According to current wording in the state constitution, lawmakers can’t raise income tax rates above what was in effect in 2003, which is 2% on the first $12,500 of net income, 4% on the next $37,500 and 6% on income above $50,000. Top rates for corporations would be reduced from 8% to 6%.
The proposed Senate Bill 169 amendment would eliminate references to those rates and establish a maximum rate of 5%.
“Simplicity and predictability is what we’re after,” Sen. Bret Allain, R-Franklin, chair of the Senate Tax Policy Committee,” told The Center Square of Louisiana.
Senate Bill 159 was passed by a 36-3 vote, considerably more than the two-thirds threshold a proposed constitutional amendment needs to advance, and now moves on to the House.
House Bill 278, companion legislation developed by Rep. Stuart Bishop, R-Lafayette, chair of the House Ways and Means committee, proposes those rates be set at 1.85%, 3.51% and 4.25%. the rates would be set at 1.85%, 3.51% and 4.25%.
Should the proposed legislation be passed, it would still need to be approved by state voters in either October 2021 or October 2022 because it would amend the state Constitution and to do so would require an election.
On the floor of the Senate on Tuesday, Allain said that most people would pay about the same amount of tax, and the state would collect about the same amount of revenue if the legislation is passed.

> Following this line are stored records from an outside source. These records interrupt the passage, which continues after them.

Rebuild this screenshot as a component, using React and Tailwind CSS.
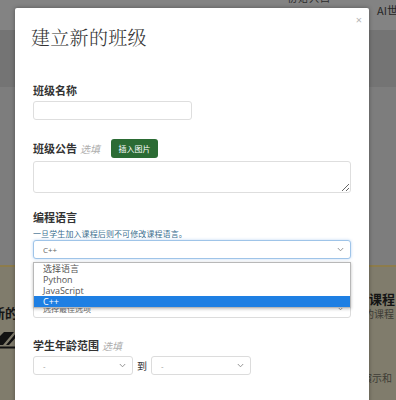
import React from "react";

const Chevron = ({ className = "" }) => (
  <svg width="7" height="5" viewBox="0 0 7 5" className={className}>
    <path d="M0.8 1 L3.5 3.8 L6.2 1" fill="none" stroke="#8a8a8a" strokeWidth="0.9" />
  </svg>
);

const SelectBox = ({ text, w, focused, textColor = "text-[#666]" }) => (
  <div
    className={`flex items-center justify-between h-[19px] rounded-[3px] bg-white px-[9px] ${w} ${
      focused
        ? "border border-[#9fc4e8] shadow-[0_0_3px_rgba(102,160,230,0.45)]"
        : "border border-[#dcdcdc]"
    }`}
  >
    <span className={`text-[8px] leading-none ${textColor}`}>{text}</span>
    <Chevron className="-mr-[3px]" />
  </div>
);

export default function App() {
  const font = { fontFamily: '"Open Sans", "Noto Sans CJK SC", sans-serif' };
  return (
    <div className="relative w-[396px] h-[400px] overflow-hidden" style={font}>
      {/* background page (dimmed by backdrop) */}
      <div className="flex flex-col w-full h-full">
        <div className="h-[30px] bg-[#838383] flex justify-end items-start relative">
          <span className="text-[10px] text-[#2c2c2c] mt-[-10px] mr-[46px] tracking-[1px]" style={{ fontFamily: '"Noto Sans CJK SC", sans-serif' }}>
            初始入口
          </span>
          <span className="text-[11px] text-[#262626] mt-[2px] mr-[-2px] whitespace-nowrap" style={{ fontFamily: '"Noto Sans CJK SC", sans-serif' }}>
            AI世
          </span>
        </div>
        <div className="h-[57px] bg-[#747474]" />
        <div className="h-[178px] bg-[#7d7d7d]" />
        <div className="h-[2px] bg-[#8d7c4c]" />
        <div className="flex-1 bg-[#807c6c] flex justify-between">
          <div className="flex flex-col items-end w-[18px]">
            <span
              className="mt-[38px] text-[13px] font-bold text-[#151515] whitespace-nowrap leading-[16px]"
              style={{ fontFamily: '"Noto Sans CJK SC", sans-serif' }}
            >
              建新的
            </span>
            <svg width="18" height="19" viewBox="0 0 18 19" className="mt-[9px] self-start">
              <polygon points="0,2 14,2 3,15 0,15" fill="#111" />
              <polygon points="6,15 17,2 18,2 18,5 9,15" fill="#111" />
              <polygon points="0,2 4,2 0,6" fill="#807c6c" />
              <rect x="0" y="16.5" width="18" height="2" fill="#111" />
            </svg>
          </div>
          <div
            className="flex flex-col w-[28px] whitespace-nowrap"
            style={{ fontFamily: '"Noto Sans CJK SC", sans-serif' }}
          >
            <span className="mt-[24px] text-[13px] font-bold text-[#141414] leading-[16px] ml-[1px]">课程</span>
            <span className="text-[10px] text-[#3e3c36] leading-[14px] ml-[-4px]">的课程</span>
            <span className="mt-[50px] text-[10px] text-[#3e3c36] leading-[14px] ml-[-6px]">演示和</span>
          </div>
        </div>
      </div>

      {/* modal */}
      <div className="absolute left-[15px] top-[8px] w-[354px] h-[400px] bg-white rounded-t-[2px] shadow-[0_0_4px_rgba(0,0,0,0.35)]">
        <span className="absolute right-[7px] top-[6px] text-[11px] leading-none text-[#b5b5b5]">×</span>
        <div className="flex flex-col pt-[17px] px-[18px]">
          <div
            className="h-[24px] leading-[24px] text-[19px] font-light text-[#333] -ml-[2px] tracking-[0.3px]"
            style={{ fontFamily: '"Noto Serif CJK SC", "Noto Sans CJK SC", serif' }}
          >
            建立新的班级
          </div>

          <div className="mt-[34px] h-[14px] leading-[14px] text-[11px] font-bold text-[#333]" style={{ fontFamily: '"Noto Sans CJK SC", sans-serif' }}>
            班级名称
          </div>
          <div className="mt-[4px] w-[159px] h-[19px] border border-[#dedede] rounded-[3px]" />

          <div className="mt-[19px] h-[19px] flex items-center" style={{ fontFamily: '"Noto Sans CJK SC", sans-serif' }}>
            <span className="text-[11px] font-bold text-[#333]">班级公告</span>
            <span className="ml-[3px] text-[10px] italic text-[#adadad]">选填</span>
            <span className="ml-[11px] h-[19px] w-[47px] rounded-[3px] bg-[#2b6b34] text-white text-[8px] flex items-center justify-center">
              插入图片
            </span>
          </div>
          <textarea className="mt-[3px] w-[318px] h-[32px] border border-[#dedede] rounded-[3px] resize-y outline-none" readOnly />

          <div className="mt-[17px] h-[14px] leading-[14px] text-[11px] font-bold text-[#333]" style={{ fontFamily: '"Noto Sans CJK SC", sans-serif' }}>
            编程语言
          </div>
          <div className="mt-[4px] h-[11px] leading-[11px] text-[8px] text-[#3a6f8f] tracking-[0.1px]" style={{ fontFamily: '"Noto Sans CJK SC", sans-serif' }}>
            一旦学生加入课程后则不可修改课程语言。
          </div>
          <div className="mt-[1px]">
            <SelectBox text="C++" w="w-[318px]" focused />
          </div>

          <div className="mt-[40px]">
            <SelectBox text="选择最佳选项" w="w-[318px]" />
          </div>

          <div className="mt-[20px] h-[14px] flex items-center" style={{ fontFamily: '"Noto Sans CJK SC", sans-serif' }}>
            <span className="text-[11px] font-bold text-[#333]">学生年龄范围</span>
            <span className="ml-[3px] text-[10px] italic text-[#adadad]">选填</span>
          </div>
          <div className="mt-[4px] flex items-center">
            <SelectBox text="-" w="w-[100px]" textColor="text-[#999]" />
            <span className="mx-[4px] text-[10px] text-[#333]" style={{ fontFamily: '"Noto Sans CJK SC", sans-serif' }}>到</span>
            <SelectBox text="-" w="w-[100px]" textColor="text-[#999]" />
          </div>
        </div>

        {/* open dropdown list */}
        <div className="absolute left-[18px] top-[254px] w-[318px] bg-white border border-[#b8b8b8] shadow-[0_1px_3px_rgba(0,0,0,0.25)] flex flex-col text-[9px] text-[#555]">
          <div className="h-[11px] leading-[11px] pl-[9px]" style={{ fontFamily: '"Noto Sans CJK SC", sans-serif' }}>选择语言</div>
          <div className="h-[11px] leading-[11px] pl-[9px]">Python</div>
          <div className="h-[11px] leading-[11px] pl-[9px]">JavaScript</div>
          <div className="h-[11px] leading-[11px] pl-[9px] bg-[#1e7fe3] text-white">C++</div>
        </div>
      </div>
    </div>
  );
}
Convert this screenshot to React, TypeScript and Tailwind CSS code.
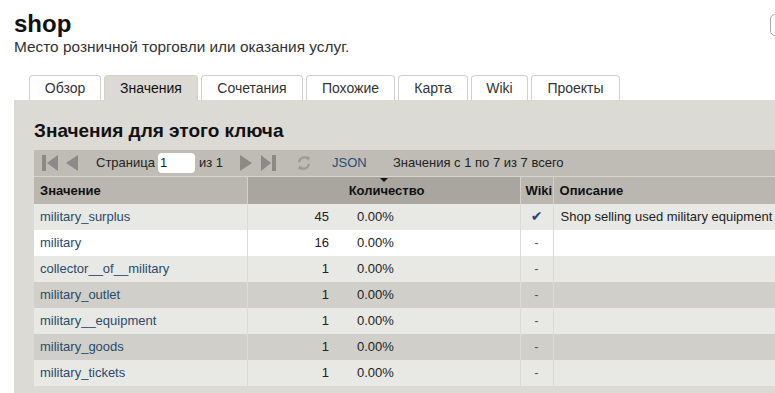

Allain’s Senate Bill 161, which proposes to extend a suspension of the corporate franchise tax on the first $300,000 of taxable capital with $1 million or less of taxable capital until 2026, also passed through the Senate on Tuesday.
That suspension, put into place to help small companies struggling in the midst of the COVID-19 pandemic, is currently set to expire at the end of the ongoing fiscal year that will end on June 30. According to the Legislative Fiscal Office, the change would reduce state tax collections by about $7.5 million per year.